• **EXERCISE DESCRIPTION**: Set down the data below without change, skipping the pictures it holds.
· · · ·
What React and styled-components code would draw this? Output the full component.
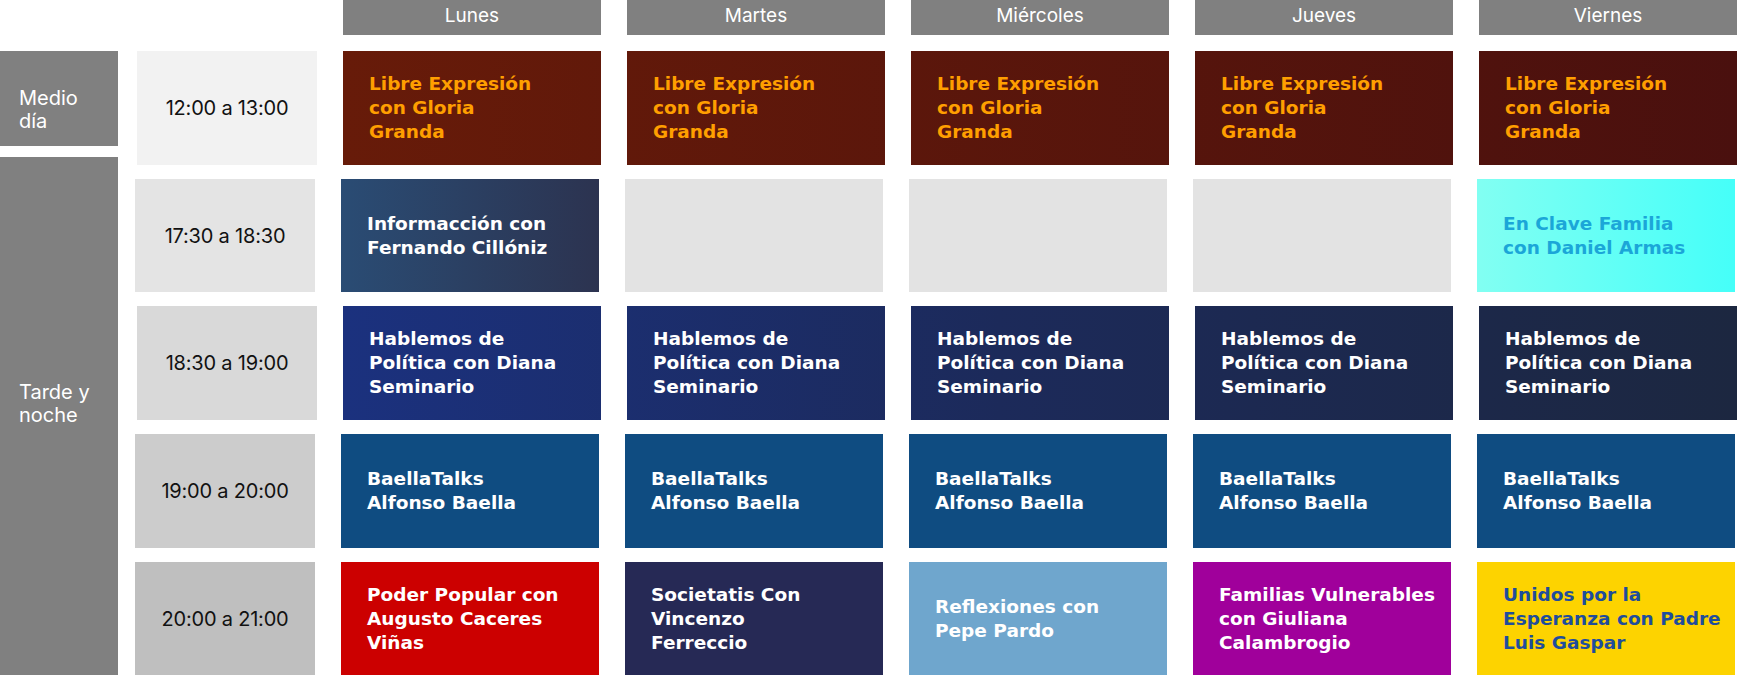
import React from 'react'
import styled, { createGlobalStyle } from 'styled-components'

const GlobalStyle = createGlobalStyle`
  html, body {
    margin: 0;
    padding: 0;
    background: #ffffff;
    overflow: hidden;
  }
  body {
    font-family: "Inter", "Liberation Sans", sans-serif;
  }
`;

const Page = styled.div`
  display: flex;
  flex-direction: row;
  gap: 19px;
  width: 1737px;
  height: 675px;
`;

const LabelColumn = styled.div`
  display: flex;
  flex-direction: column;
  gap: 11px;
  width: 120px;
  padding-top: 51px;
  box-sizing: border-box;
`;

const Period = styled.div`
  display: flex;
  align-items: center;
  background: #808080;
  color: #ffffff;
  font-size: 20px;
  line-height: 23px;
  padding: ${p => p.$top || '0'} 0 ${p => p.$bottom || '0'} 19px;
  box-sizing: border-box;
  height: ${p => p.$height || 'auto'};
  flex: ${p => (p.$grow ? 1 : 'none')};
`;

const Grid = styled.div`
  display: grid;
  grid-template-columns: 180px repeat(5, 258px);
  grid-template-rows: 37px 114px 113px 114px 114px 113px;
  column-gap: 26px;
  row-gap: 14px;
`;

const DayHead = styled.div`
  display: flex;
  align-items: center;
  justify-content: center;
  height: 35px;
  padding-bottom: 5px;
  box-sizing: border-box;
  background: #808080;
  color: #ffffff;
  font-size: 19px;
`;

const TimeCell = styled.div`
  display: flex;
  align-items: center;
  justify-content: center;
  margin: 0 ${p => -p.$nudge}px 0 ${p => p.$nudge}px;
  background: ${p => p.$shade};
  color: #111111;
  font-size: 20px;
  letter-spacing: -0.2px;
`;

const Show = styled.div`
  display: flex;
  align-items: center;
  padding-left: 26px;
  margin: 0 ${p => -p.$nudge}px 0 ${p => p.$nudge}px;
  background: ${p => p.$bg};
  color: ${p => p.$color || '#ffffff'};
  font-family: "DejaVu Sans", "Inter", sans-serif;
  font-size: 18.5px;
  font-weight: 700;
  line-height: 24px;
  white-space: nowrap;
`;

const libre = {
  lines: ['Libre Expresión', 'con Gloria', 'Granda'],
  bg: 'linear-gradient(90deg, #671b09 345px, #4a100e 1737px) fixed',
  color: '#ff9f00',
};
const hablemos = {
  lines: ['Hablemos de', 'Política con Diana', 'Seminario'],
  bg: 'linear-gradient(90deg, #1b317e 345px, #1c2a5a 1000px, #1c2740 1737px) fixed',
};
const baella = { lines: ['BaellaTalks', 'Alfonso Baella'], bg: '#0f4c81' };
const empty = { lines: [], bg: '#e3e3e3' };

const days = ['Lunes', 'Martes', 'Miércoles', 'Jueves', 'Viernes'];

const rows = [
  { time: '12:00 a 13:00', shade: '#f2f2f2', nudge: 0, shows: [libre, libre, libre, libre, libre] },
  {
    time: '17:30 a 18:30',
    shade: '#e4e4e4',
    nudge: -2,
    shows: [
      { lines: ['Informacción con', 'Fernando Cillóniz'], bg: 'linear-gradient(90deg, #2a4c74, #2c3350)' },
      empty,
      empty,
      empty,
      {
        lines: ['En Clave Familia', 'con Daniel Armas'],
        bg: 'linear-gradient(90deg, #82fff2, #45fff9)',
        color: '#1ba6d8',
      },
    ],
  },
  { time: '18:30 a 19:00', shade: '#d9d9d9', nudge: 0, shows: [hablemos, hablemos, hablemos, hablemos, hablemos] },
  { time: '19:00 a 20:00', shade: '#cccccc', nudge: -2, shows: [baella, baella, baella, baella, baella] },
  {
    time: '20:00 a 21:00',
    shade: '#bfbfbf',
    nudge: -2,
    shows: [
      { lines: ['Poder Popular con', 'Augusto Caceres', 'Viñas'], bg: '#cc0000' },
      { lines: ['Societatis Con', 'Vincenzo', 'Ferreccio'], bg: '#262955' },
      { lines: ['Reflexiones con', 'Pepe Pardo'], bg: '#6fa6cd' },
      { lines: ['Familias Vulnerables', 'con Giuliana', 'Calambrogio'], bg: '#a0009b' },
      { lines: ['Unidos por la', 'Esperanza con Padre', 'Luis Gaspar'], bg: '#fdd300', color: '#1f4d9c' },
    ],
  },
];

export default function App() {
  return (
    <>
      <GlobalStyle />
      <Page>
        <LabelColumn>
          <Period $height="95px" $top="22px">Medio<br />día</Period>
          <Period $grow $bottom="24px">Tarde y<br />noche</Period>
        </LabelColumn>
        <Grid>
          <div />
          {days.map(d => (
            <DayHead key={d}>{d}</DayHead>
          ))}
          {rows.map(row => (
            <React.Fragment key={row.time}>
              <TimeCell $shade={row.shade} $nudge={row.nudge}>{row.time}</TimeCell>
              {row.shows.map((s, i) => (
                <Show key={i} $bg={s.bg} $color={s.color} $nudge={row.nudge}>
                  <div>
                    {s.lines.map((l, j) => (
                      <React.Fragment key={j}>
                        {j > 0 && <br />}
                        {l}
                      </React.Fragment>
                    ))}
                  </div>
                </Show>
              ))}
            </React.Fragment>
          ))}
        </Grid>
      </Page>
    </>
  )
}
· · · ·
• **WRITTEN REPLY**:
What React and styled-components code would draw this? Output the full component.
import React from 'react'
import styled, { createGlobalStyle } from 'styled-components'

const GlobalStyle = createGlobalStyle`
  html, body {
    margin: 0;
    padding: 0;
    background: #ffffff;
    overflow: hidden;
  }
  body {
    font-family: "Inter", "Liberation Sans", sans-serif;
  }
`;

const Page = styled.div`
  display: flex;
  flex-direction: row;
  gap: 19px;
  width: 1737px;
  height: 675px;
`;

const LabelColumn = styled.div`
  display: flex;
  flex-direction: column;
  gap: 11px;
  width: 120px;
  padding-top: 51px;
  box-sizing: border-box;
`;

const Period = styled.div`
  display: flex;
  align-items: center;
  background: #808080;
  color: #ffffff;
  font-size: 20px;
  line-height: 23px;
  padding: ${p => p.$top || '0'} 0 ${p => p.$bottom || '0'} 19px;
  box-sizing: border-box;
  height: ${p => p.$height || 'auto'};
  flex: ${p => (p.$grow ? 1 : 'none')};
`;

const Grid = styled.div`
  display: grid;
  grid-template-columns: 180px repeat(5, 258px);
  grid-template-rows: 37px 114px 113px 114px 114px 113px;
  column-gap: 26px;
  row-gap: 14px;
`;

const DayHead = styled.div`
  display: flex;
  align-items: center;
  justify-content: center;
  height: 35px;
  padding-bottom: 5px;
  box-sizing: border-box;
  background: #808080;
  color: #ffffff;
  font-size: 19px;
`;

const TimeCell = styled.div`
  display: flex;
  align-items: center;
  justify-content: center;
  margin: 0 ${p => -p.$nudge}px 0 ${p => p.$nudge}px;
  background: ${p => p.$shade};
  color: #111111;
  font-size: 20px;
  letter-spacing: -0.2px;
`;

const Show = styled.div`
  display: flex;
  align-items: center;
  padding-left: 26px;
  margin: 0 ${p => -p.$nudge}px 0 ${p => p.$nudge}px;
  background: ${p => p.$bg};
  color: ${p => p.$color || '#ffffff'};
  font-family: "DejaVu Sans", "Inter", sans-serif;
  font-size: 18.5px;
  font-weight: 700;
  line-height: 24px;
  white-space: nowrap;
`;

const libre = {
  lines: ['Libre Expresión', 'con Gloria', 'Granda'],
  bg: 'linear-gradient(90deg, #671b09 345px, #4a100e 1737px) fixed',
  color: '#ff9f00',
};
const hablemos = {
  lines: ['Hablemos de', 'Política con Diana', 'Seminario'],
  bg: 'linear-gradient(90deg, #1b317e 345px, #1c2a5a 1000px, #1c2740 1737px) fixed',
};
const baella = { lines: ['BaellaTalks', 'Alfonso Baella'], bg: '#0f4c81' };
const empty = { lines: [], bg: '#e3e3e3' };

const days = ['Lunes', 'Martes', 'Miércoles', 'Jueves', 'Viernes'];

const rows = [
  { time: '12:00 a 13:00', shade: '#f2f2f2', nudge: 0, shows: [libre, libre, libre, libre, libre] },
  {
    time: '17:30 a 18:30',
    shade: '#e4e4e4',
    nudge: -2,
    shows: [
      { lines: ['Informacción con', 'Fernando Cillóniz'], bg: 'linear-gradient(90deg, #2a4c74, #2c3350)' },
      empty,
      empty,
      empty,
      {
        lines: ['En Clave Familia', 'con Daniel Armas'],
        bg: 'linear-gradient(90deg, #82fff2, #45fff9)',
        color: '#1ba6d8',
      },
    ],
  },
  { time: '18:30 a 19:00', shade: '#d9d9d9', nudge: 0, shows: [hablemos, hablemos, hablemos, hablemos, hablemos] },
  { time: '19:00 a 20:00', shade: '#cccccc', nudge: -2, shows: [baella, baella, baella, baella, baella] },
  {
    time: '20:00 a 21:00',
    shade: '#bfbfbf',
    nudge: -2,
    shows: [
      { lines: ['Poder Popular con', 'Augusto Caceres', 'Viñas'], bg: '#cc0000' },
      { lines: ['Societatis Con', 'Vincenzo', 'Ferreccio'], bg: '#262955' },
      { lines: ['Reflexiones con', 'Pepe Pardo'], bg: '#6fa6cd' },
      { lines: ['Familias Vulnerables', 'con Giuliana', 'Calambrogio'], bg: '#a0009b' },
      { lines: ['Unidos por la', 'Esperanza con Padre', 'Luis Gaspar'], bg: '#fdd300', color: '#1f4d9c' },
    ],
  },
];

export default function App() {
  return (
    <>
      <GlobalStyle />
      <Page>
        <LabelColumn>
          <Period $height="95px" $top="22px">Medio<br />día</Period>
          <Period $grow $bottom="24px">Tarde y<br />noche</Period>
        </LabelColumn>
        <Grid>
          <div />
          {days.map(d => (
            <DayHead key={d}>{d}</DayHead>
          ))}
          {rows.map(row => (
            <React.Fragment key={row.time}>
              <TimeCell $shade={row.shade} $nudge={row.nudge}>{row.time}</TimeCell>
              {row.shows.map((s, i) => (
                <Show key={i} $bg={s.bg} $color={s.color} $nudge={row.nudge}>
                  <div>
                    {s.lines.map((l, j) => (
                      <React.Fragment key={j}>
                        {j > 0 && <br />}
                        {l}
                      </React.Fragment>
                    ))}
                  </div>
                </Show>
              ))}
            </React.Fragment>
          ))}
        </Grid>
      </Page>
    </>
  )
}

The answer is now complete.